Scientists have made a major breakthrough in the gut health realm. Previously, treatment for gastrointestinal and inflammatory diseases wasn’t feasible through oral administration. New developments now combine the convenience of oral medication with the advantages of antibody therapies. This comes as a big relief to sufferers of inflammatory diseases such as ulcerative colitis and Crohn’s, as well as gut and digestive problems.

For animals and humans who suffer from these conditions, treatments previously included antibiotics, steroids, supplements, and antibody injections. The medication formulated recently could eliminate the need for some of these treatments and sufferers may be able to quickly add it to their food without the need for painful shots at the doctor’s office.

What Are Gut And Inflammatory Diseases?

Common gut and inflammatory diseases include reflux, lactose intolerance, inflammatory bowel disease, ulcerative colitis and Crohn’s. People suffering from these conditions often experience bloating, diarrhea, cramps, and stomach pains. With certain treatments and lifestyle changes, symptoms can be managed but many never feel complete relief.

Reflux, heartburn, and GERD are among the most common digestive problems. The hot or burning sensation coming up your throat is never a welcome feeling. While most of us have encountered this at one point or another, chronic sufferers can be in serious pain and suffer from more complicated medical conditions later in life such as reflux disease or esophageal cancer.

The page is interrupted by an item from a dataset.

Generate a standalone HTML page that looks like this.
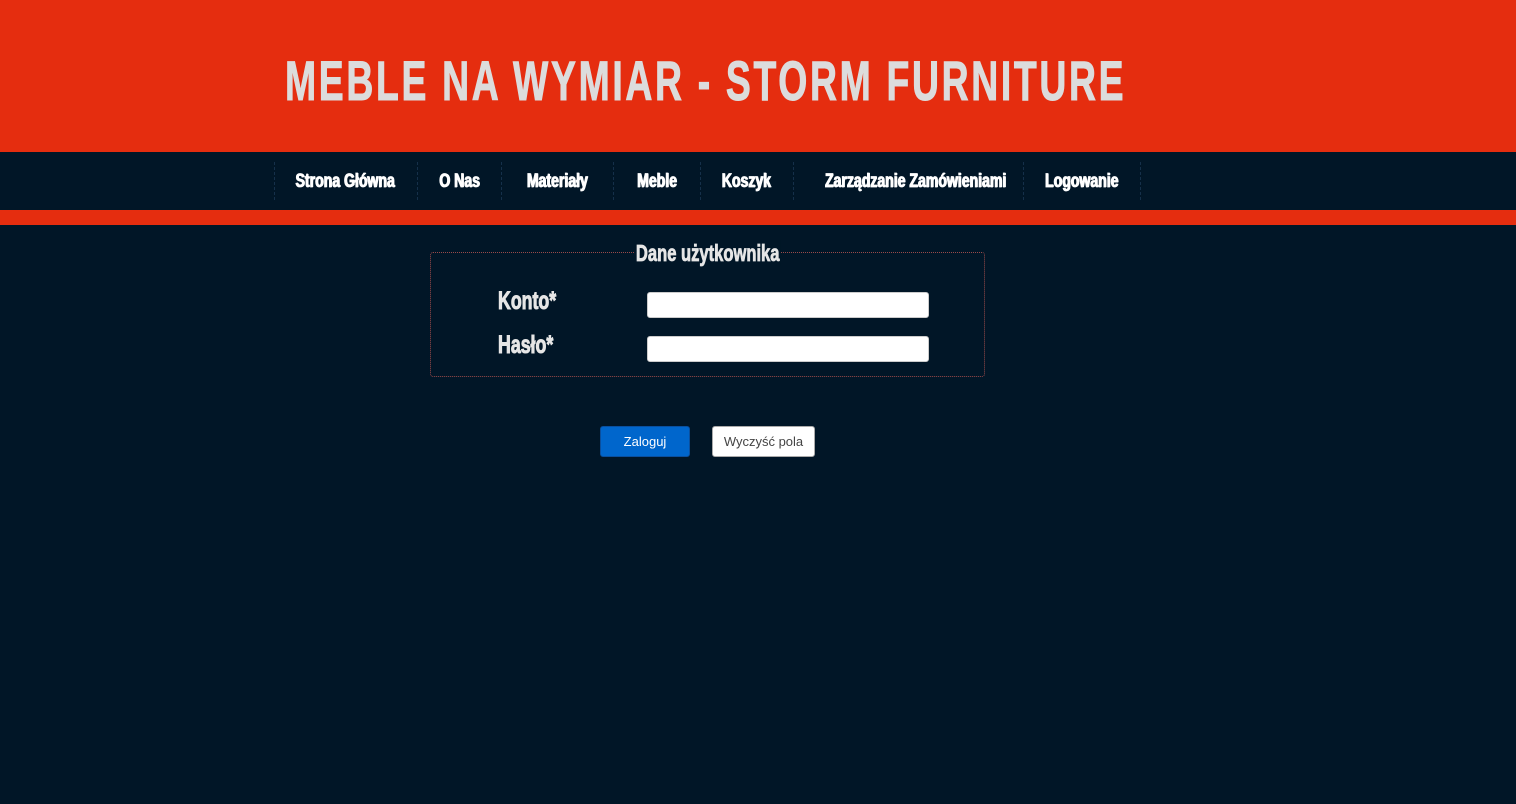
<!DOCTYPE html>
<html><head><meta charset="utf-8"><style>
*{margin:0;padding:0;box-sizing:border-box}
body{width:1516px;height:804px;background:#011627;position:relative;overflow:hidden;font-family:"Liberation Sans",sans-serif}
.hdr{position:absolute;left:0;top:0;width:1516px;height:152px;background:#e52d0f}
.title{position:absolute;left:285px;top:51px;font-weight:bold;font-size:56px;line-height:60px;color:#dcdcdc;letter-spacing:4px;white-space:nowrap;transform-origin:0 0;transform:scaleX(0.667);-webkit-text-stroke:1px #dcdcdc}
.nav{position:absolute;left:0;top:152px;width:1516px;height:58px;background:#011627}
.strip{position:absolute;left:0;top:210px;width:1516px;height:15px;background:#e52d0f}
.sep{position:absolute;top:162px;height:38px;border-left:1px dashed #15304a}
.ni{position:absolute;top:170px;height:24px;text-align:center;color:#fff;font-weight:bold;font-size:19px;line-height:24px;white-space:nowrap;-webkit-text-stroke:0.8px #fff;text-shadow:1px 0 0 #fff}
.ni span{display:inline-block;transform:scaleX(0.74)}
fieldset{position:absolute;left:430px;top:252px;width:555px;height:125px;border:1px dotted #9a4a4a;border-radius:3px}
.legend{position:absolute;left:600px;top:240px;width:215px;text-align:center;color:#e6e6e6;font-weight:bold;font-size:23px;line-height:26px;-webkit-text-stroke:0.8px #e6e6e6}
.legend span{display:inline-block;transform:scaleX(0.72);background:#011627;padding:0 2px}
.lbl{position:absolute;left:498px;color:#e6e6e6;font-weight:bold;font-size:25px;line-height:28px;transform-origin:0 0;transform:scaleX(0.71);-webkit-text-stroke:1px #e6e6e6}
.inp{position:absolute;left:647px;width:282px;height:26px;background:#fff;border:1px solid #ccc;border-radius:3px}
.b1{position:absolute;left:600px;top:426px;width:90px;height:31px;background:#0066cc;border:1px solid #0a4f9e;border-radius:3px;color:#fff;font-size:13px;line-height:29px;text-align:center}
.b2{position:absolute;left:712px;top:426px;width:103px;height:31px;background:#fff;border:1px solid #aaa;border-radius:3px;color:#444;font-size:13px;line-height:29px;text-align:center}
</style></head><body>
<div class="hdr"></div>
<div class="title">MEBLE NA WYMIAR - STORM FURNITURE</div>
<div class="nav"></div>
<div class="strip"></div>
<div class="sep" style="left:274px"></div>
<div class="sep" style="left:417px"></div>
<div class="sep" style="left:501px"></div>
<div class="sep" style="left:613px"></div>
<div class="sep" style="left:700px"></div>
<div class="sep" style="left:793px"></div>
<div class="sep" style="left:1023px"></div>
<div class="sep" style="left:1140px"></div>
<div class="ni" style="left:274px;width:143px"><span>Strona Główna</span></div>
<div class="ni" style="left:417px;width:84px"><span>O Nas</span></div>
<div class="ni" style="left:501px;width:112px"><span>Materiały</span></div>
<div class="ni" style="left:613px;width:87px"><span>Meble</span></div>
<div class="ni" style="left:700px;width:93px"><span>Koszyk</span></div>
<div class="ni" style="left:793px;width:230px"><span>Zarządzanie Zamówieniami</span></div>
<div class="ni" style="left:1023px;width:117px"><span>Logowanie</span></div>
<fieldset></fieldset>
<div class="legend"><span>Dane użytkownika</span></div>
<div class="lbl" style="top:287px">Konto*</div>
<div class="lbl" style="top:331px">Hasło*</div>
<div class="inp" style="top:292px"></div>
<div class="inp" style="top:336px"></div>
<div class="b1">Zaloguj</div>
<div class="b2">Wyczyść pola</div>
</body></html>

Lactose intolerance is another common gut ailment. People with this condition lack the enzyme we need to digest the sugars found in milk. Anywhere from thirty minutes to two hours after eating a dairy product, people will feel gas pains, nausea, diarrhea, or cramping. Using a breath, blood or stool test, doctors can easily diagnose this condition.

Inflammatory bowel diseases such as Crohn’s or ulcerative colitis are more serious gut and inflammatory diseases. Symptoms include diarrhea, pain in the abdomen, anemia, weight loss, and rectal bleeding in some cases. These can often be misdiagnosed as irritable bowel syndrome, ulcers, infections or appendicitis. With both diseases, your body will attack the gastrointestinal tract and immune system error. Treatments include steroids, immunosuppressants, and prescription anti-inflammatory medications. Combinations of these may prove effective in avoiding surgery and keeping pain under control.

Previous Roadblocks

Due to their inability to reach the necessary gastrointestinal tissues, oral antibodies haven’t been able to survive digestion. Previously, treatment included antibodies being injected into the bloodstream. This prevented infectious diseases, inflammation, and cancer. This method was the most common since antibody treatments weren’t previously designed for ingestion. Until now, the hostile environment oral remedies met along the way to the gut made it impossible for any treatment to be effective.

The New Oral Treatments

Luckily for people with digestive and gut health issues, relief may be on the way. If polled, most people would likely prefer an oral medication taken at home over needles and injections at a doctors office any day.

Scientists at VIB-UGent tested the technology on piglets who are highly prone to getting an infection that causes diarrhea. Currently, pigs are treated with antibiotics for this ailment but it can cause complications with long-term use such as antibiotic resistance. The piglets that were given the treatment in their feed were protected against the infection.

Since guts in humans and pigs are scientifically similar, these findings could mean big things for people with gut and inflammatory issues. We can soon use food-processing methods using yeast cells, and soybean seeds to produce the needed antibodies for treatment. The medication comes in a powder form that can be manufactured quickly. You can ingest the powder by adding it to your food without the need for any encapsulation. This breakthrough can make a tremendous difference to both humans and animals alike who suffer from these conditions. We can soon see these powders as additives to foods, feeds, and biopharmaceuticals.